Before Gmail, email vendors had standardized on a trio of email organization schemes: folders, flags and filters. Outlook, Notes, and others provide a similar triumvirate.
- Folders: A person files email into a hierarchical folder tree. Each email can sit in one folder. Each folder sits in another folder.
- Flags: A person (or a filter) can flag emails for attention. Outlook provides different colored flags, to which the person may assign their own semantic meaning. Flags have three states: off, on and completed.
- Filters: Incoming emails are automatically managed using a preset routine. For example, a filter can file emails matching certain criteria into a specific folder. All incoming email from listservs is filed into a folder called Lists.

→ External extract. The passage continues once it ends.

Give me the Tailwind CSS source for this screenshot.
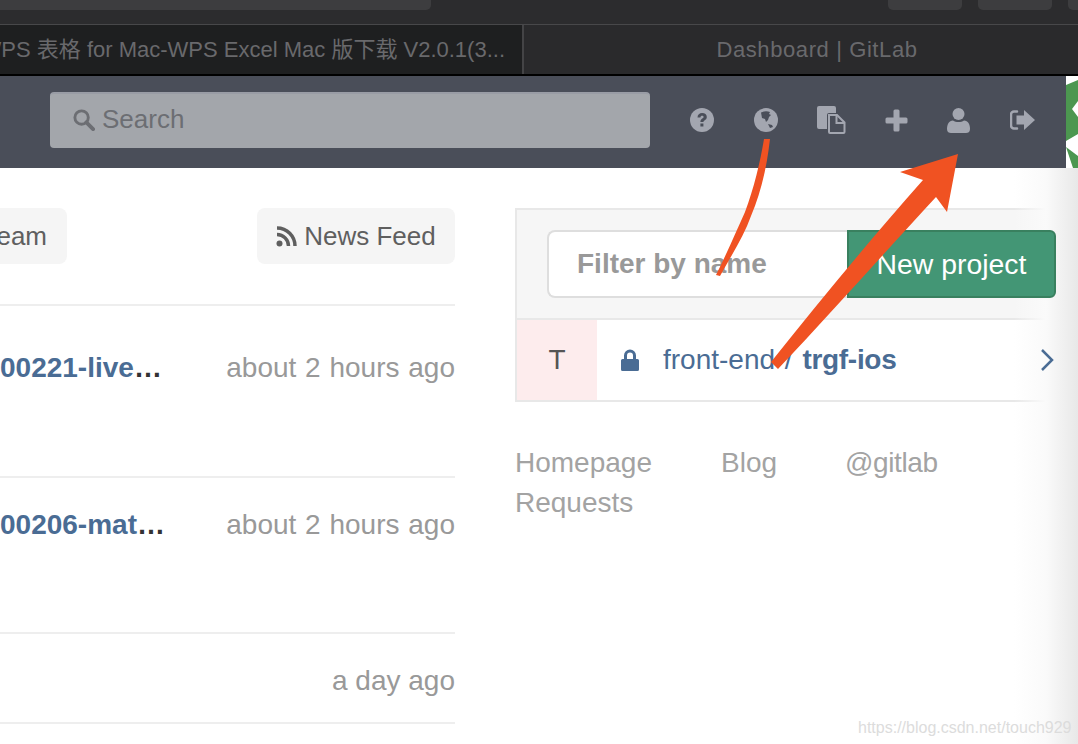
<!DOCTYPE html>
<html lang="en">
  <head>
    <meta charset="UTF-8" />
    <title>Dashboard | GitLab</title>
    <script src="https://cdn.jsdelivr.net/npm/@tailwindcss/browser@4"></script>
  </head>
  <body class="bg-white font-['Liberation_Sans','Noto_Sans_CJK_SC',sans-serif]">
    <div class="relative h-[744px] w-[1078px] overflow-hidden">

      <!-- browser toolbar -->
      <div class="flex h-[24px] items-start bg-[#2c2c2e]">
        <div class="h-[10px] w-[431px] rounded-br-[5px] bg-[#3d3d3f]"></div>
        <div class="ml-[457px] flex gap-[16px]">
          <div class="h-[10px] w-[74px] rounded-b-[5px] bg-[#3d3d3f]"></div>
          <div class="h-[10px] w-[74px] rounded-b-[5px] bg-[#3d3d3f]"></div>
          <div class="h-[10px] w-[10px] rounded-bl-[5px] bg-[#3d3d3f]"></div>
        </div>
      </div>

      <!-- tabs -->
      <div class="flex h-[52px] border-t border-[#48484a] border-b-2 border-b-black bg-[#2a2a2c] text-[22px] leading-[50px] text-[#69696c]">
        <div class="relative w-[524px] overflow-hidden whitespace-nowrap border-r-2 border-[#444446] bg-[#1e1f20]">
          <span class="absolute right-[17px] top-0">WPS 表格 for Mac-WPS Excel Mac 版下载 V2.0.1(3...</span>
        </div>
        <div class="flex-1 pl-[32px] text-center tracking-[0.6px]">Dashboard | GitLab</div>
      </div>

      <!-- gitlab header -->
      <div class="flex">
        <div class="flex h-[92px] w-[1066px] items-center bg-[#4a4e59] pb-[4px] pl-[50px]">
          <div class="flex h-[56px] w-[600px] items-center gap-[7px] rounded-[4px] border-t-2 border-[#999ca5] bg-[#a3a6ab] pb-[4px] pl-[22px] text-[26px] text-[#6c6e73]">
            <svg class="h-[23px] w-[23px]" viewBox="0 0 24 24" fill="none" stroke="#6c6e73"><circle cx="10" cy="10" r="7" stroke-width="3"/><path d="M15 15l7 7" stroke-width="4" stroke-linecap="round"/></svg>
            <span>Search</span>
          </div>
          <div class="ml-[40px] flex items-center text-[#a3a6b0]">
            <svg class="h-[24px] w-[24px]" viewBox="0 0 24 24"><circle cx="12" cy="12" r="12" fill="currentColor"/><path d="M7.500 9.500C7.500 6.500 9.500 5 12.200 5c2.700 0 4.600 1.600 4.600 3.900 0 3.300-3.400 3.200-3.400 5.100H10.400c0-3.400 3.200-3.500 3.200-5 0-.8-.6-1.300-1.500-1.300-1 0-1.600.6-1.700 1.800zM10.400 15.500h3v3h-3z" fill="#4a4e59"/></svg>
            <svg class="ml-[40px] h-[24px] w-[24px]" viewBox="0 0 24 24"><circle cx="12" cy="12" r="12" fill="currentColor"/><path d="M7 4.500c3-1.500 6-1.800 9-.5l-1 2 2 1-2 2-1 3-2 2-1-3-3-1z" fill="#4a4e59"/><path d="M14 16l4 1 1 2-3 1z" fill="#4a4e59"/></svg>
            <svg class="ml-[39px] h-[28px] w-[29px]" viewBox="0 0 29 28"><path d="M0 2a2 2 0 0 1 2-2h15a2 2 0 0 1 2 2v5H12a2 2 0 0 0-2 2v14H2a2 2 0 0 1-2-2z" fill="currentColor"/><path d="M12 9h8l7.500 7.500V26a1 1 0 0 1-1 1H13a1 1 0 0 1-1-1z" fill="none" stroke="currentColor" stroke-width="2"/><path d="M19.500 9v8h8" fill="none" stroke="currentColor" stroke-width="2"/></svg>
            <svg class="ml-[39px] h-[23px] w-[23px]" viewBox="0 0 23 23"><path d="M8.500 2a1.500 1.500 0 0 1 1.500-1.500h3A1.500 1.500 0 0 1 14.500 2v6.500H21a1.500 1.500 0 0 1 1.500 1.500v3a1.500 1.500 0 0 1-1.500 1.500h-6.500V21a1.500 1.500 0 0 1-1.500 1.500h-3A1.500 1.500 0 0 1 8.500 21v-6.500H2A1.500 1.500 0 0 1 .5 13v-3A1.500 1.500 0 0 1 2 8.500h6.500z" fill="currentColor"/></svg>
            <svg class="ml-[39px] h-[25px] w-[23px]" viewBox="0 0 23 25"><circle cx="11.500" cy="6" r="6" fill="currentColor"/><path d="M0 21c0-5 2-8 6-8.500 3 2 8 2 11 0 4 .5 6 3.500 6 8.500 0 3-2 4-4 4H4c-2 0-4-1-4-4z" fill="currentColor"/></svg>
            <svg class="ml-[40px] h-[20px] w-[25px]" viewBox="0 0 25 20"><path d="M7 1.500H4A3 3 0 0 0 1 4.500v11a3 3 0 0 0 3 3h3" fill="none" stroke="currentColor" stroke-width="2.500" stroke-linecap="round"/><path d="M14 0l11 10-11 10v-5.500H6.500v-9H14z" fill="currentColor"/></svg>
          </div>
        </div>
        <!-- bit of a green window behind -->
        <div class="h-[92px] w-[12px] bg-white">
          <svg class="h-[92px] w-[12px]" viewBox="0 0 12 92"><path d="M0 9L12 4V25L6 33L12 41V58L0 65z" fill="#4c9750"/><path d="M0 71L12 80V92H7z" fill="#4c9750"/></svg>
        </div>
      </div>

      <!-- page content -->
      <div class="flex">
        <div class="w-[455px] shrink-0">
          <div class="flex justify-between pt-[40px]">
            <div class="flex h-[56px] w-[67px] items-center justify-end rounded-r-[8px] bg-[#f5f5f5] pr-[20px] text-[26px] text-[#5f5f5f]">eam</div>
            <div class="flex h-[56px] w-[198px] items-center justify-center gap-[7px] rounded-[8px] bg-[#f5f5f5] text-[26px] text-[#5f5f5f]">
              <svg class="h-[21px] w-[21px]" viewBox="0 0 21 21" fill="none" stroke="#5f5f5f" stroke-width="3.500"><path d="M1 8.500a11.500 11.500 0 0 1 11.500 11.500"/><path d="M1 2a18 18 0 0 1 18 18"/><circle cx="3.500" cy="17.500" r="3" fill="#5f5f5f" stroke="none"/></svg>
              <span>News Feed</span>
            </div>
          </div>
          <div class="mt-[40px] flex h-[172px] items-start justify-between border-t-2 border-[#eeeeee] pt-[41px] text-[28px]">
            <div class="whitespace-nowrap font-bold text-[#4a6c94]">00221-live<span class="text-[#333333]">…</span></div>
            <div class="text-[#999999] [word-spacing:1px]">about 2 hours ago</div>
          </div>
          <div class="flex h-[156px] items-start justify-between border-t-2 border-[#eeeeee] pt-[26px] text-[28px]">
            <div class="whitespace-nowrap font-bold text-[#4a6c94]">00206-mat<span class="text-[#333333]">…</span></div>
            <div class="text-[#999999] [word-spacing:1px]">about 2 hours ago</div>
          </div>
          <div class="flex h-[92px] items-start justify-end border-y-2 border-[#eeeeee] pt-[26px] text-[28px] text-[#999999]">a day ago</div>
        </div>

        <div class="ml-[60px] flex-1">
          <div class="mt-[40px] border-2 border-r-0 border-[#e8e8e8]">
            <div class="flex h-[110px] items-center border-b-2 border-[#e8e8e8] bg-[#f6f6f6] pl-[30px]">
              <div class="flex h-[68px] w-[300px] items-center rounded-l-[8px] border-2 border-r-0 border-[#dedede] bg-white pl-[28px] text-[28px] font-bold text-[#999999]">Filter by name</div>
              <div class="relative z-10 flex h-[68px] w-[209px] items-center justify-center rounded-r-[6px] border-2 border-[#39805f] bg-[#439675] text-[28.4px] text-white">New project</div>
            </div>
            <div class="flex h-[80px] items-center">
              <div class="flex h-full w-[80px] items-center justify-center bg-[#fdeced] text-[28px] text-[#555555]">T</div>
              <svg class="ml-[24px] h-[22px] w-[18px]" viewBox="0 0 18 22"><path d="M3 10V6.500a6 6 0 0 1 12 0V10h1.500a1.500 1.500 0 0 1 1.500 1.500v9a1.500 1.500 0 0 1-1.500 1.500h-15A1.500 1.500 0 0 1 0 20.500v-9A1.500 1.500 0 0 1 1.500 10zM6 10h6V6.500a3 3 0 0 0-6 0z" fill="#4a6c94"/></svg>
              <div class="ml-[24px] text-[28px] text-[#4a6c94] [word-spacing:2px]">front-end / <span class="font-bold tracking-[-0.3px]">trgf-ios</span></div>
              <svg class="relative z-10 ml-[144px] h-[24px] w-[14px]" viewBox="0 0 14 24" fill="none" stroke="#4a6c94" stroke-width="2.500"><path d="M2 2l10 10L2 22"/></svg>
            </div>
          </div>
          <div class="mt-[41px] text-[28px] leading-[40px] text-[#a3a3a3]">
            <div class="flex">
              <span class="w-[206px]">Homepage</span>
              <span class="w-[124px]">Blog</span>
              <span class="tracking-[-0.4px]">@gitlab</span>
            </div>
            <div>Requests</div>
          </div>
        </div>
      </div>

      <!-- right edge shadow of the next window -->
      <div class="absolute bottom-0 right-0 top-[168px] w-[64px] bg-gradient-to-r from-transparent via-[#fafafa] via-50% to-[#e8e8e8]"></div>

      <!-- watermark -->
      <div class="absolute left-[858px] top-[716px] text-[16px] text-[#dcdcdc]">https://blog.csdn.net/touch929</div>

      <!-- hand drawn arrows -->
      <svg class="absolute left-0 top-0 z-20" width="1078" height="744" viewBox="0 0 1078 744" fill="none">
        <path d="M764 139L770 139C767 165 762 190 751 216C744 236 731 256 720 276L716 275C727 253 736 232 745 212C754 188 760 163 764 139Z" fill="#f05222"/>
        <path d="M958 154L900 172L923 180C870 240 818 303 771 362L778 369C832 312 885 252 936 197L947 212Z" fill="#f05222"/>
      </svg>
    </div>
  </body>
</html>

If you look at most people’s work email (which I consider a professional research technique rather than an invasion of privacy, per se) you will see an explosion of folders stretching for several screen lengths. You’ll see folders within folders and folders with date ranges associated with them. This is one of the keenest examples of personal information architecture, and to me often one of the saddest.
I mention that these three organization schemes dominated prior to the arrival of Gmail because Google transformed two of the three established email organization schemes and turned the entire paradigm on its head. Google arrived in a relatively stable search market and created a revolution; in my opinion they have done the same for email. Gmail offers three organization schemes, just like Outlook - but the way they work is quite different. The first major change is Gmail’s most granular organization tools act on threads instead of messages. There is very little a person can do to a lone message - almost all actions work on the entire thread. Most people get this right away and like it. The second major change people will notice is Gmail doesn’t support folders - Gmail just doesn’t have them. That stopped a lot of people cold. Here is what they offer instead:
- Labels: Labels are assigned to email messages, like tags. You can tag the same message with several labels, such as work and to-do and project_x. I’m not going to debate the Clay Shirky-ness of tags vs. folders, but I assume if you are reading my blog you get it. Looking at their inbox, a person can quickly see the messages and the categories at the same time. That’s super useful, but I suggest a couple of label tricks below that make them even more flexible and useful.
- Stars: Stars are simple one-click markers on email messages. Stars have two states - on and off - so stars act like flags. But unlike a traditional email applications’ flags, Gmail provides a special view of all the starred messages.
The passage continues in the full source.